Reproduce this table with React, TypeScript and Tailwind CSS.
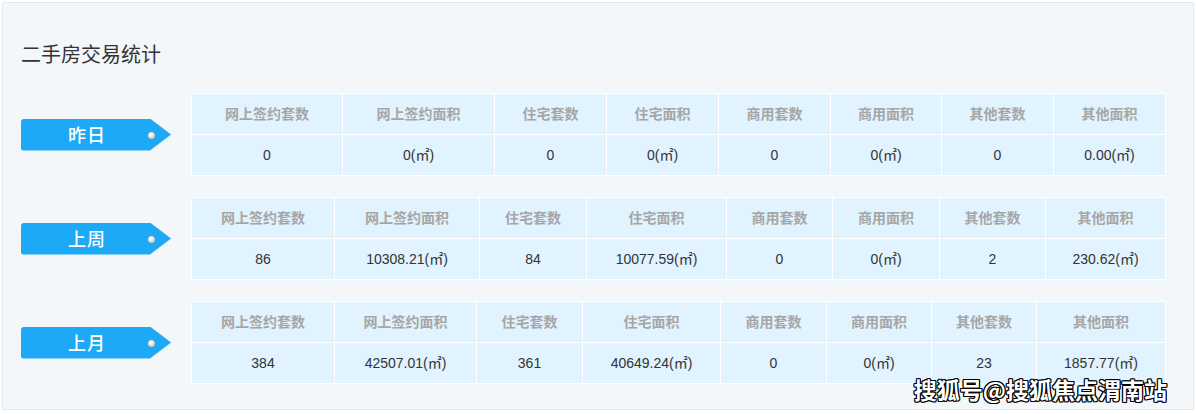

________________________

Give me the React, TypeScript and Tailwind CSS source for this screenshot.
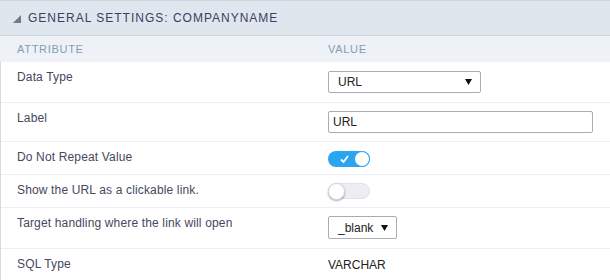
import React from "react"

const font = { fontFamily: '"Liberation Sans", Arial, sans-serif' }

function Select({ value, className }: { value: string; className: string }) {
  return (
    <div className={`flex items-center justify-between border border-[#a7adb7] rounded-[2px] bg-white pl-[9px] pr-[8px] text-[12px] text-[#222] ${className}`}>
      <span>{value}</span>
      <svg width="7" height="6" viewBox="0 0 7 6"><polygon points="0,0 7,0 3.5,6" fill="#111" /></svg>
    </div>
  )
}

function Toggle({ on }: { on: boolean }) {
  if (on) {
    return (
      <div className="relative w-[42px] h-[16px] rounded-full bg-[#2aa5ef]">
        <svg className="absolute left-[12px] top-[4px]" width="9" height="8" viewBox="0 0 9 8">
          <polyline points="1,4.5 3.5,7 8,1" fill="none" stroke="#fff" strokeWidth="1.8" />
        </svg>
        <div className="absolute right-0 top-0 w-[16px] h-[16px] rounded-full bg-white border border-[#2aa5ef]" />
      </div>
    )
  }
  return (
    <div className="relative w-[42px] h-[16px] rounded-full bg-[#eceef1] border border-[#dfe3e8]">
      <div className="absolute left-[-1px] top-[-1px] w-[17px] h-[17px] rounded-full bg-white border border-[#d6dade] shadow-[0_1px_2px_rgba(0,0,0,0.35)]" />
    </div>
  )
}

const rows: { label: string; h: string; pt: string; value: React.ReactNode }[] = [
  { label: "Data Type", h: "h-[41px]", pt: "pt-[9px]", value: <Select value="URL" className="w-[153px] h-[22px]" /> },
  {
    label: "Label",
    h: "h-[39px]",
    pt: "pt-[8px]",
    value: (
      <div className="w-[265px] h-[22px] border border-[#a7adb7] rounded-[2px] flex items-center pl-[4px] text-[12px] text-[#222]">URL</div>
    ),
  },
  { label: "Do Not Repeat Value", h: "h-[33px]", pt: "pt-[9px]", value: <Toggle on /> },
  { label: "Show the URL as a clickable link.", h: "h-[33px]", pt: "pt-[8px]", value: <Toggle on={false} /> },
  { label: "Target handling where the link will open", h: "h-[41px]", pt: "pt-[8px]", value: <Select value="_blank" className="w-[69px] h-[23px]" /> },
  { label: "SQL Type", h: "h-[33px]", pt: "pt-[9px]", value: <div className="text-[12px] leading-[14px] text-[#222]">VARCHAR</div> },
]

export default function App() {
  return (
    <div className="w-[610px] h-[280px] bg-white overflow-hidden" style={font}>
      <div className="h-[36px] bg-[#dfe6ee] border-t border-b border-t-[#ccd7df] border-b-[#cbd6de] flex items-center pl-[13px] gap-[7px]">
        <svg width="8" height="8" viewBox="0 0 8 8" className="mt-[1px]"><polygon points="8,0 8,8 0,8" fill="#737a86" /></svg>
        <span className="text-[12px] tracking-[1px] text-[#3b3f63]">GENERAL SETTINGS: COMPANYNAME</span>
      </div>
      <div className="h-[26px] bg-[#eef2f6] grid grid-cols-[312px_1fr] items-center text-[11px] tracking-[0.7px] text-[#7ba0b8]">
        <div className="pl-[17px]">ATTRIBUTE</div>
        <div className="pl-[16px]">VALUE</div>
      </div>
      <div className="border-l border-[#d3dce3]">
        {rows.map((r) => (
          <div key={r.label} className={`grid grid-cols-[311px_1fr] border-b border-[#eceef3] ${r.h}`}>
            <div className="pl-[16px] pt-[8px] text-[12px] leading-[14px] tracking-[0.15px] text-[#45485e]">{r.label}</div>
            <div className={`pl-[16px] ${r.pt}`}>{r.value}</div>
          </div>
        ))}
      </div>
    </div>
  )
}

________________________

__STATED PROBLEM__.
Which lines include the word "Tailwind"? Copy every one of them.

__SOLUTION TO THE EXERCISE__.
Reproduce this table with React, TypeScript and Tailwind CSS.
Give me the React, TypeScript and Tailwind CSS source for this screenshot.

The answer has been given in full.